We’ve always been a touring band and with the last album cycle we just wanted to tour a lot. We played 180 shows and by the end of that we had like 30 ideas for songs so we were ready way way back to start working on the new record. We never took time off and patted ourselves on the back.

We didn’t see Teen Dream as a massive success in our eyes. We were excited by a few things but we never stopped moving forward and you know when we came home in March 2011 we’d been thinking about making a new record for at least a year. So maybe for the rest of the world it seems like ‘oh how did they make a record so quickly’ but we were already thinking about a new record when we were finished recording Teen Dream, so it’s not like some big shock for us or anything, it’s just very natural.

We had more ideas for Bloom for any other album. We had over 30 ideas and only ten of those ideas mdae it onto the final product.

Let’s talk about some of those ideas. When you’re thinking about a new album, does it start in one central place, or is it more organic than that?

There’s no central idea, each song is it’s own universe and they all have interesting structures and imaginary narratives. There’s a lot of depth on this album and I think the album speaks for itself as an album and the songs together as a complete work, much the way we’ve always felt about music in general.

I think every album we’ve made we’ve been very adament about considering the collections, down to the titling and every single piece of every record we’ve always thought of. Bloom is no different in how much care we put into, for example, the sequencing and titles, how much care we put into the lyrics; we just pushed ourselves a little bit further in terms of structuring.

The core of Beach House is still Alex and I writing and we’ve gotten more intense as we’ve gotten older and we’re getting better at being able to make powerful songs and we’ll see what happens. The day we stop making music and stop creating we’ll stop but there’s not one literal small thing linking these songs, they fit in this very – it’s hard to put words to it. When you’re making an album you don’t really realize you have an album until you’ve got five or six songs and then a few big things have to happen before you know that you have ‘the album’. There’s breakthroughs and there’s crushing moments and making an album is an intense process and it’s also a very vulnerable one because you never know what’s going to happen. As artists we’re giving ourselves completely to everything we’re making and I think Bloom is the most time we’ve ever spent on something, and we're continuing to grow as artists - that’s all I can say.

Reflecting on the finished product of Bloom, is there any 'glue' holding it together? Any theme or sound or inspiration that, in retrospect, ties the album together?

The glue is Alex and I and I think that’s really obvious; our love of songs and melodies and our love of the instruments we use - our lives in general you know. Bloom is a huge expression of many forces in life, in getting older too, and that’s all I can say as an artist.

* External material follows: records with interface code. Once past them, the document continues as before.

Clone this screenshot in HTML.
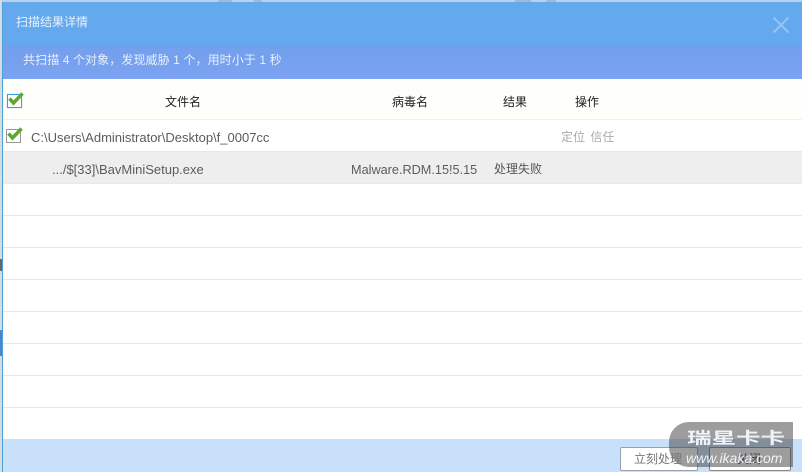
<!DOCTYPE html>
<html>
<head>
<meta charset="utf-8">
<style>
html,body{margin:0;padding:0;width:802px;height:472px;overflow:hidden;background:#fff}
body{position:relative;font-family:"Liberation Sans","Noto Sans CJK SC",sans-serif;font-size:12px;color:#555}
.a{position:absolute;white-space:nowrap}
.line{position:absolute;left:3px;right:0;height:1px;background:#e8e8e8}
</style>
</head>
<body>
<!-- background bits -->
<div class="a" style="left:0;top:0;width:802px;height:2px;background:#b9d3e6"></div>
<div class="a" style="left:218px;top:0;width:14px;height:2px;background:#9dbccd"></div>
<div class="a" style="left:254px;top:0;width:8px;height:2px;background:#9dbccd"></div>
<div class="a" style="left:515px;top:0;width:16px;height:2px;background:#9dbccd"></div>
<div class="a" style="left:546px;top:0;width:10px;height:2px;background:#9dbccd"></div>
<div class="a" style="left:0;top:0;width:2px;height:472px;background:#d4dde2"></div>
<div class="a" style="left:0;top:259px;width:2px;height:12px;background:#666"></div>
<div class="a" style="left:0;top:330px;width:2px;height:26px;background:#4a87d0"></div>
<div class="a" style="left:2px;top:2px;width:1px;height:470px;background:#4f9fd8"></div>

<!-- title -->
<div class="a" style="left:3px;top:2px;width:799px;height:44px;background:#64a9ee"></div>
<div class="a" style="left:16px;top:13px;font-size:12px;line-height:18px;color:#e6f1fc">扫描结果详情</div>
<svg class="a" style="left:771px;top:15px" width="20" height="20" viewBox="0 0 20 20"><path d="M2.500 2.500L17.500 17.500M17.500 2.500L2.500 17.500" stroke="#97c4f3" stroke-width="2" fill="none"/></svg>

<!-- summary -->
<div class="a" style="left:3px;top:46px;width:799px;height:33px;background:linear-gradient(#729fec,#7ba3f2)"></div>
<div class="a" style="left:23px;top:51px;font-size:12px;line-height:18px;color:#e8f0fc;letter-spacing:.1px">共扫描 4 个对象，发现威胁 1 个，用时小于 1 秒</div>

<!-- header -->
<div class="a" style="left:3px;top:79px;width:799px;height:40px;background:#fefefa"></div>
<div class="line" style="top:119px;background:#eef0f0"></div>
<div class="a" style="left:7px;top:94px;width:13px;height:12px;border:1px solid #3aa0d8;box-shadow:0 0 1px #8fd0f0;background:#fff"></div>
<svg class="a" style="left:7px;top:91px" width="18" height="15" viewBox="0 0 18 15"><path d="M2.500 7.500L6.500 12L15.500 2.500" stroke="#5fa82e" stroke-width="3.500" fill="none"/></svg>
<div class="a" style="left:165px;top:93px;line-height:18px;color:#222">文件名</div>
<div class="a" style="left:392px;top:93px;line-height:18px;color:#222">病毒名</div>
<div class="a" style="left:503px;top:93px;line-height:18px;color:#222">结果</div>
<div class="a" style="left:575px;top:93px;line-height:18px;color:#222">操作</div>

<!-- row 1 -->
<div class="a" style="left:6px;top:129px;width:13px;height:12px;border:1px solid #999;background:#fff"></div>
<svg class="a" style="left:6px;top:126px" width="18" height="15" viewBox="0 0 18 15"><path d="M2.500 7.500L6.500 12L15.500 2.500" stroke="#5fa82e" stroke-width="3.500" fill="none"/></svg>
<div class="a" style="left:31px;top:129px;line-height:18px;color:#5c5c5c;font-size:13px;width:240px;overflow:hidden">C:\Users\Administrator\Desktop\f_0007cc</div>
<div class="a" style="left:561px;top:128px;line-height:18px;color:#aaa;word-spacing:2px">定位 信任</div>
<div class="line" style="top:151px"></div>

<!-- row 2 -->
<div class="a" style="left:3px;top:152px;width:799px;height:31px;background:#eee"></div>
<div class="a" style="left:52px;top:161px;line-height:18px;color:#5c5c5c;font-size:13px">.../$[33]\BavMiniSetup.exe</div>
<div class="a" style="left:351px;top:161px;line-height:18px;color:#5c5c5c;font-size:12.700px">Malware.RDM.15!5.15</div>
<div class="a" style="left:494px;top:160px;line-height:18px;color:#555">处理失败</div>
<div class="line" style="top:183px"></div>

<div class="line" style="top:215px"></div>
<div class="line" style="top:247px"></div>
<div class="line" style="top:279px"></div>
<div class="line" style="top:311px"></div>
<div class="line" style="top:343px"></div>
<div class="line" style="top:375px"></div>
<div class="line" style="top:407px"></div>

<!-- footer -->
<div class="a" style="left:3px;top:439px;width:799px;height:33px;background:#c8e0f9"></div>
<div class="a" style="left:620px;top:447px;width:76px;height:22px;border:1px solid #98a2ac;border-radius:2px;background:#fff"></div>
<div class="a" style="left:709px;top:447px;width:80px;height:22px;border:1px solid #888;border-radius:2px;background:#fff"></div>

<!-- watermark -->
<div class="a" style="left:669px;top:422px;width:124px;height:45px;background:rgba(60,60,60,.5);border-radius:20px 0 0 20px"></div>

<!-- button labels -->
<div class="a" style="left:634px;top:450px;line-height:18px;color:#777">立刻处理</div>
<div class="a" style="left:737px;top:450px;line-height:18px;color:#4a4a4a">关闭</div>

<div class="a" style="left:687px;top:425px;font-size:24.500px;line-height:28px;font-weight:bold;color:#eef3f8;transform:scaleY(.65);transform-origin:50% 50%">瑞星卡卡</div>
<div class="a" style="left:686px;top:450px;font-size:14px;line-height:16px;font-style:italic;color:#eef3f8">www.ikaka.com</div>
</body>
</html>
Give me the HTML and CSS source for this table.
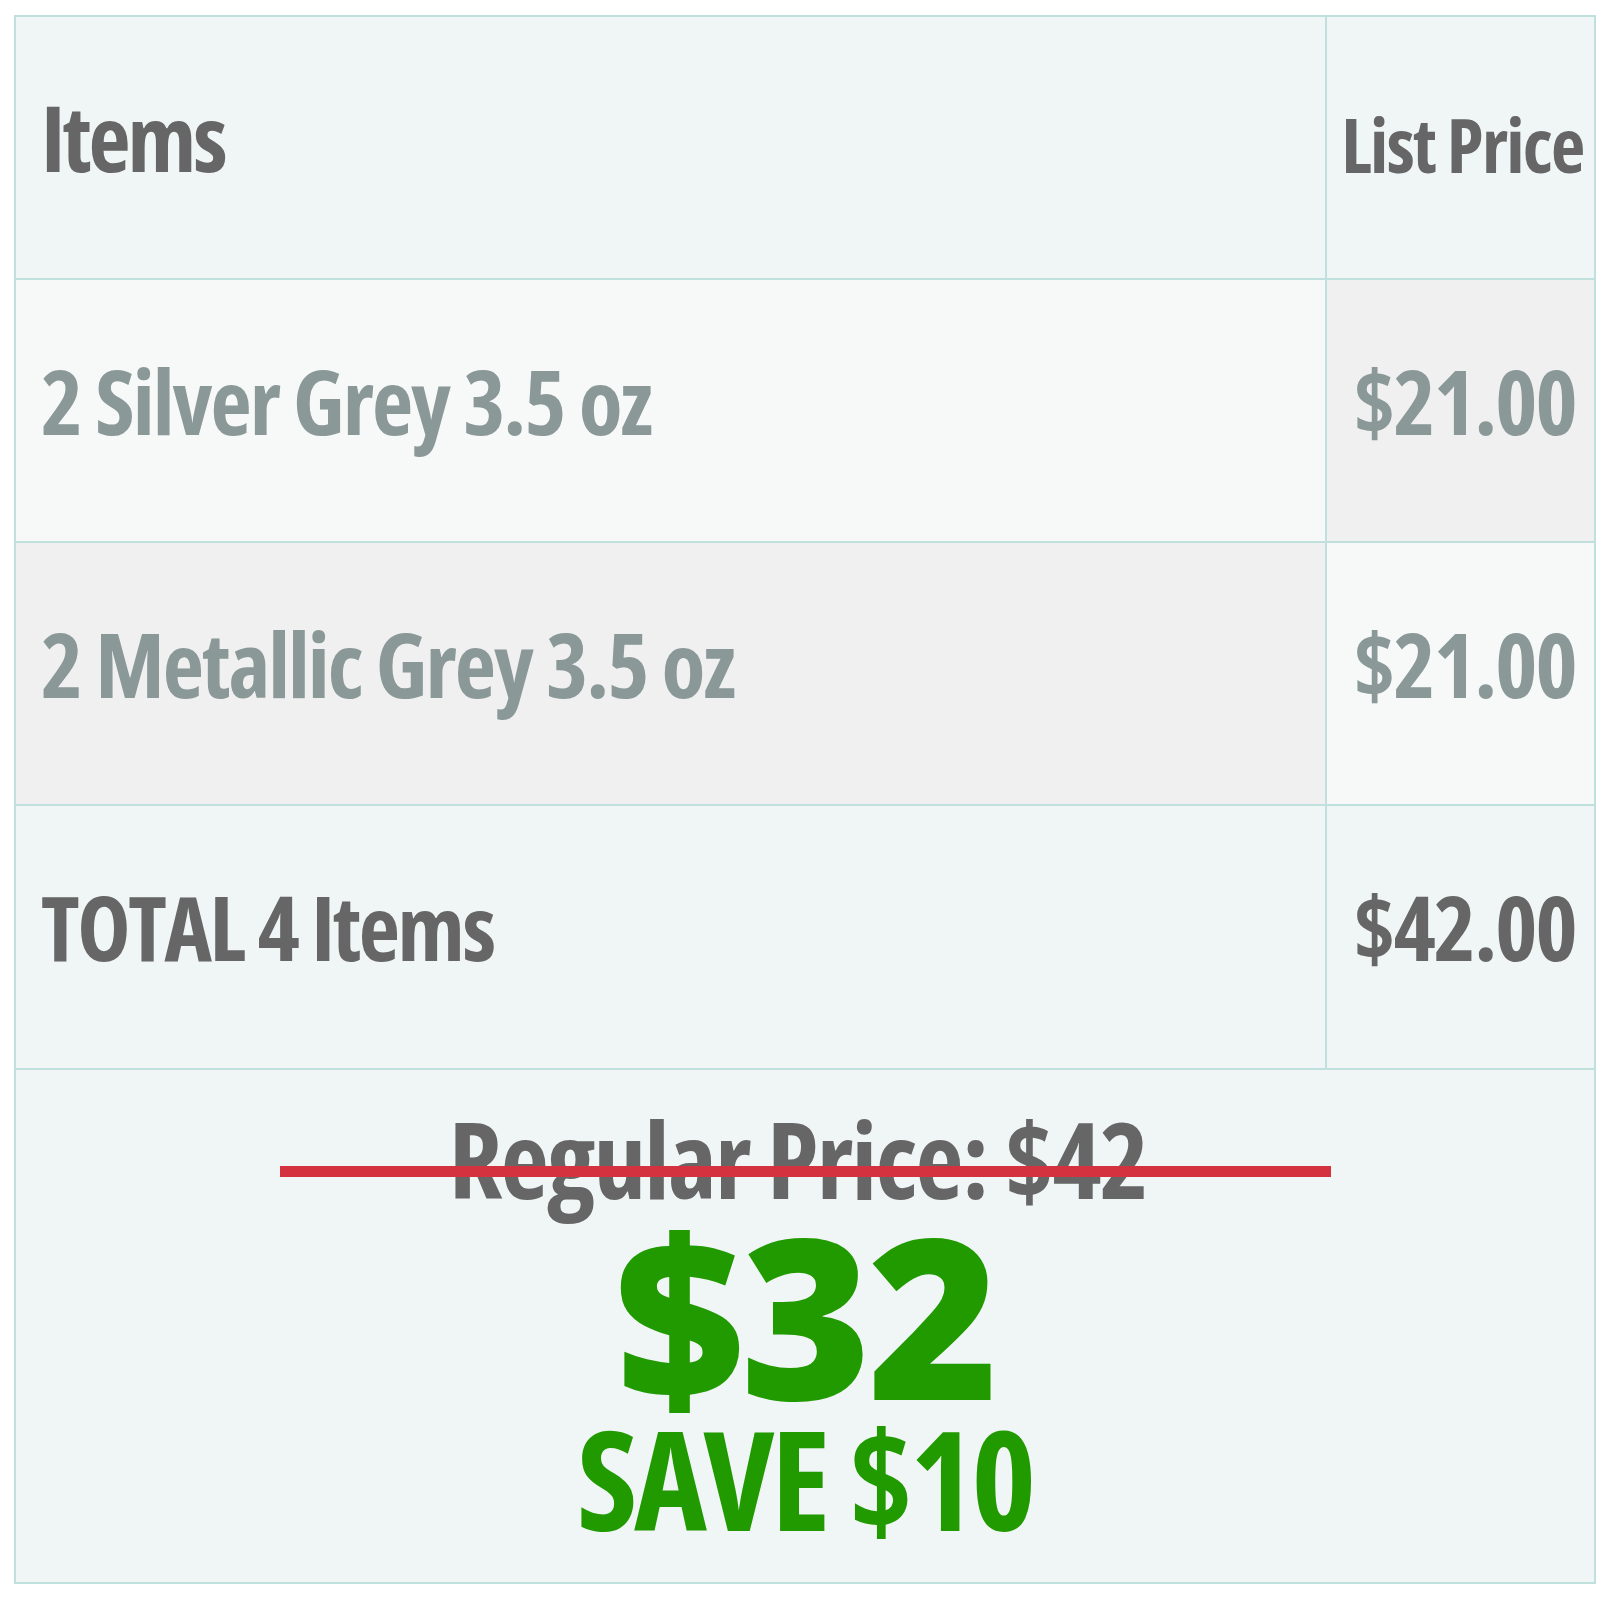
FILE: index.html
```html
<!DOCTYPE html>
<html lang="en">
<head>
<meta charset="utf-8">
<title>Price table</title>
<link rel="stylesheet" href="styles.css">
</head>
<body>
<div class="sheet">
  <div class="cell head-cell label-cell"><span class="head-items">Items</span></div>
  <div class="cell head-cell price-cell"><span class="head-price">List Price</span></div>

  <div class="cell row-light label-cell"><span class="item">2 Silver Grey 3.5 oz</span></div>
  <div class="cell row-grey price-cell"><span class="item price">$21.00</span></div>

  <div class="cell row-grey label-cell"><span class="item">2 Metallic Grey 3.5 oz</span></div>
  <div class="cell row-light price-cell"><span class="item price">$21.00</span></div>

  <div class="cell total-cell label-cell"><span class="total">TOTAL 4 Items</span></div>
  <div class="cell total-cell price-cell"><span class="total price">$42.00</span></div>

  <div class="cell summary">
    <div class="regular">Regular Price: $42</div>
    <div class="now">$32</div>
    <div class="save">SAVE $10</div>
  </div>
</div>
</body>
</html>
```
FILE: styles.css
```css
html, body {
  margin: 0;
  padding: 0;
  background: #ffffff;
}

body {
  font-family: "Open Sans", "Liberation Sans", sans-serif;
  font-weight: 700;
}

.sheet {
  margin: 15px 0 0 14px;
  width: 1582px;
  box-sizing: border-box;
  display: grid;
  grid-template-columns: 1309px 267px;
  grid-template-rows: 261px 261px 261px 262px 512px;
  gap: 2px;
  border: 2px solid #bfe0dc;
  background: #bfe0dc;
}

.cell {
  display: flex;
  align-items: center;
  box-sizing: border-box;
  white-space: nowrap;
  font-stretch: 75%;
}

.label-cell {
  padding: 0 0 22px 25px;
}

.price-cell {
  justify-content: center;
  padding: 0 0 22px 8px;
}

.head-cell { background: #f0f5f6; }
.row-light { background: #f7f8f8; }
.row-grey { background: #f0f0f0; }
.total-cell { background: #f0f5f6; }

.head-items {
  font-size: 92px;
  line-height: 1;
  color: #666666;
  letter-spacing: -3px;
}

.head-price {
  font-size: 75px;
  line-height: 1;
  color: #666666;
  letter-spacing: -1.7px;
}

.head-cell.label-cell { padding-bottom: 22px; }
.head-cell.price-cell { padding-bottom: 6px; padding-left: 4px; }

.item {
  font-size: 90px;
  line-height: 1;
  color: #8a9897;
  letter-spacing: -2px;
}

.total {
  font-size: 90px;
  line-height: 1;
  color: #666666;
  letter-spacing: -2.35px;
}

.price {
  letter-spacing: -1.9px;
}

.summary {
  grid-column: 1 / -1;
  background: #f0f5f6;
  flex-direction: column;
  justify-content: flex-start;
  padding-top: 34px;
}

.regular {
  position: relative;
  align-self: stretch;
  text-align: center;
  font-size: 105px;
  line-height: 110px;
  color: #666666;
  letter-spacing: -1.7px;
  padding-right: 14px;
}

.regular::after {
  content: "";
  position: absolute;
  left: 50%;
  top: 62px;
  width: 1051px;
  height: 11px;
  margin-left: -525px;
  background: #d5323f;
}

.now {
  font-size: 224px;
  line-height: 200px;
  font-weight: 800;
  font-stretch: 89%;
  color: #219a00;
  margin-top: 0;
  letter-spacing: -4px;
}

.save {
  font-size: 138px;
  line-height: 130px;
  color: #219a00;
  margin-top: -2px;
  letter-spacing: -3.2px;
}
```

We feel compelled to make music because we can’t help ourselves; we are constantly driven to express what’s happening in our minds and lives through music and I find that trying to explain the record in words shouldn’t be my job even though I try. In music journalism whatever I say, if I say ‘banana, chocolate’, those are the only three words that are repeated about the album whereas if you listen to the album you’re gonna come up with six different words that I wouldn’t disagree with.

I think more than anything - and Alex and I wil be saying this to the day we die - we just want people to experience the album and listen to it and not just settle for ‘it sounds like this and this’ because everything we’ve felt, everything we’ve lived, everything that almost killed us and everything that’s imagerinary in our minds we expressed in the lyrics and structures. It’s just very hard to be overarching; it’s all in there.

You guys have an absolutely respect and reliance on each other, tell me how you met each other and discovered this intrinsic relationship.

It is magical and it’s rare and I’m lucky I have this unique thing with this person. We met through a friend of mine I was playing music with when I moved to Baltimore over eight years ago and he introduced me to Alex as a musician that we needed in another project and that was it.

We met because of music and we’ve been playing music ever since. Writing music with him is the most natural thing that has happened between me and someone else. It had nothing to do with the fact that he was a boy and I was a woman, it was just very kindred and easy. I think the first song we ever wrote was ‘Saltwater’ on the first record. We just did it because we wanted to do it, and that’s the same thing we’ve been doing ever since.

We made Devotion because we were tired of the first album, we made Teen Dream because we were tired of Devotion. We do what we want to do and we live it completely and it becomes very physical in us and it takes many different forms and when we’re done with that we already have inklings of the future. That’s all we’ve ever done is follow this invisible, intangible inlking that we have. Why do any of this? Because little signs happen and we’re lucky that people like it at all, but that isn’t the real reason it’s being made. It’s not beause of other people, it’s because there’s thing in us that we can’t stop doing.

It sounds like the eight years hasn’t affected the way you approach the music at all?

Not really, everything has just deepened. The more experience you have you become better at what you do. We were very exacting and diligent about htis album; things we would have let slide in the past we didn’t do that on this record. We would remix songs or if we recorded a couple of hours of takes and we didn’t like it we’d go in the next day and re-do them. Those are the skills you develop with time and it’s something we have to respect as artists because time is the most valuable thing in an artist life. Not forcing it but using it as a tool. We have more skills now in all of the realms; in singing, arrangements, Alex’s production and production ideas. We as a band have very clear ideas about production; we’re not asking a producer to help us with our sound, we make the producer understand our sound. Our control freakness has gotten worse.

Ultimately it gets better and worse and the highs are higher than ever and the lows are lower than ever. Bloom is an intensification of many many things and also a gigantic expression of some feelings that are hard to say in words. It’s in the music.